Check Out: Top Chart Patterns Every Trader Should Understand

Position Trading Strategies And Techniques

A simple explanation of position trading is that it is a long term form of trading and almost similar to investments. But it is anything but simple, given its dependency on using an analytical approach and employing specific strategies and techniques. 

More than watching out for momentary price surges or blips and reacting to pockets of volatility, position trading is about analysing the longer term performance of an asset. For this, there is the need for a proper, tested strategy that has its basis on data and analysis.

Here is a round-up of the major, popular strategies traders often use in position trading.

EMA crossover - 50-Day Moving Average Indicator and 200-Day Moving Average Indicator

The most important indicators in positional trading are the 50-day moving average indicator and the 200-day moving average indicator. Both are popular time frames and the price closing above is considered to be a strong signal to react on. Usually, the stop-loss is placed just below the most recent swing down.

Support and resistance trading - buying low and selling high

Support and resistance lines can help traders recognise the range of a moving asset price. While support creates a lower limit of price, resistance constitutes the upper level. Periods of significant gains and losses are indicators for future price movements. At the same time, previous support and resistance levels can also signal how asset price has moved.

 Breakout trading

Here, the traders look for periodical support and resistance levels. The trader enters a long position, when the overhead resistance is broken. On the other hand, the trader enters a short position when the price breaks out of the support line.  

 Pullback and retracement 

Market reconciliation can happen when the market is rising upward. The idea is to look for pullbacks and plan an entry. When the price goes down during pullback, traders enter the market. 

But what happens if a trend reversal happens during pullback? This is where traders use Fibonacci Retracement to help them identify when to open or close position. 

 Range trading

There are times when an asset may not take a definite direction in its price movement. Instead, the price could fluctuate to hit highs and lows without any set pattern. This lack of a trend can help a trader be on the lookout to buy assets at bargain prices or sell those that are overbought. 

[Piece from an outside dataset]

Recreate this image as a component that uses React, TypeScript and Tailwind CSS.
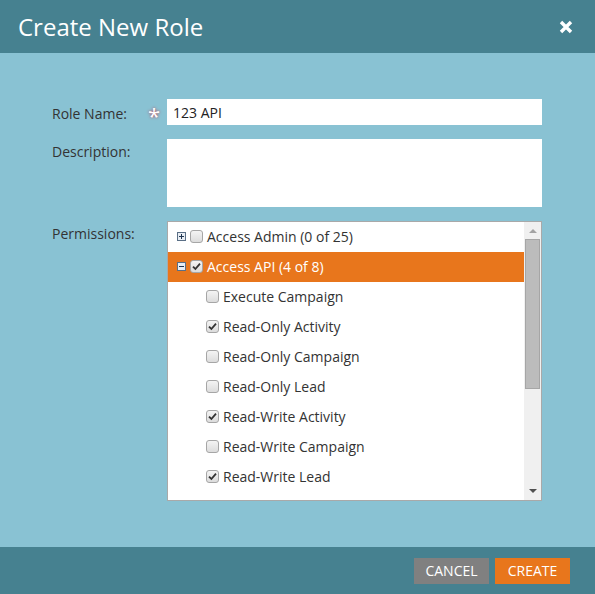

Don't Miss: 20 Types Of Technical Indicators Used By Trading Gurus

Benefits Of Position Trading 

With its longer duration, position trading allows a trader to switch strategies and exit a position earlier. This flexibility to convert from a longer to a shorter trading position can be of use in certain situations that warrant an early liquidation of an order. 

Obviously, this empowers the trader to identify the best, most profitable point to exit. But it also helps mitigate risks in cases where a certain buy or sell made threatens to be a bigger loss. 

When compared to the frenzied pace and high volumes seen in shorter duration trading, position trading demands much less time and attention. This is understandable as the actual trades are lesser and quite spaced out. Of course, a trader will have to constantly follow up on the developments of the asset. But that still is much less hectic as the constant tracking and trading are done by day and even swing traders.

Risks Of Position Trading

In position trading, traders take up positions for a much longer duration with the research and expectation of a gradual build up in the value and trading price of an asset. There is a much longer gestation period where the investment stays blocked. 

There can be a counterargument that an investment held for a longer duration can, eventually, reap a higher profit. But, from a risk perspective, a bad call or unforeseen and sudden adverse developments can wipe profits and even result in losses.

Also, the slower pace of position trading is obviously not suited to investors and traders looking for constant action in the trading ring and quick results. This calls for a different kind of temperament in a trader and maybe closer in nature to investments than conventional trading.

If you are a beginner who wants to explore positional trading, these strategies will help you make smart moves and gain confidence.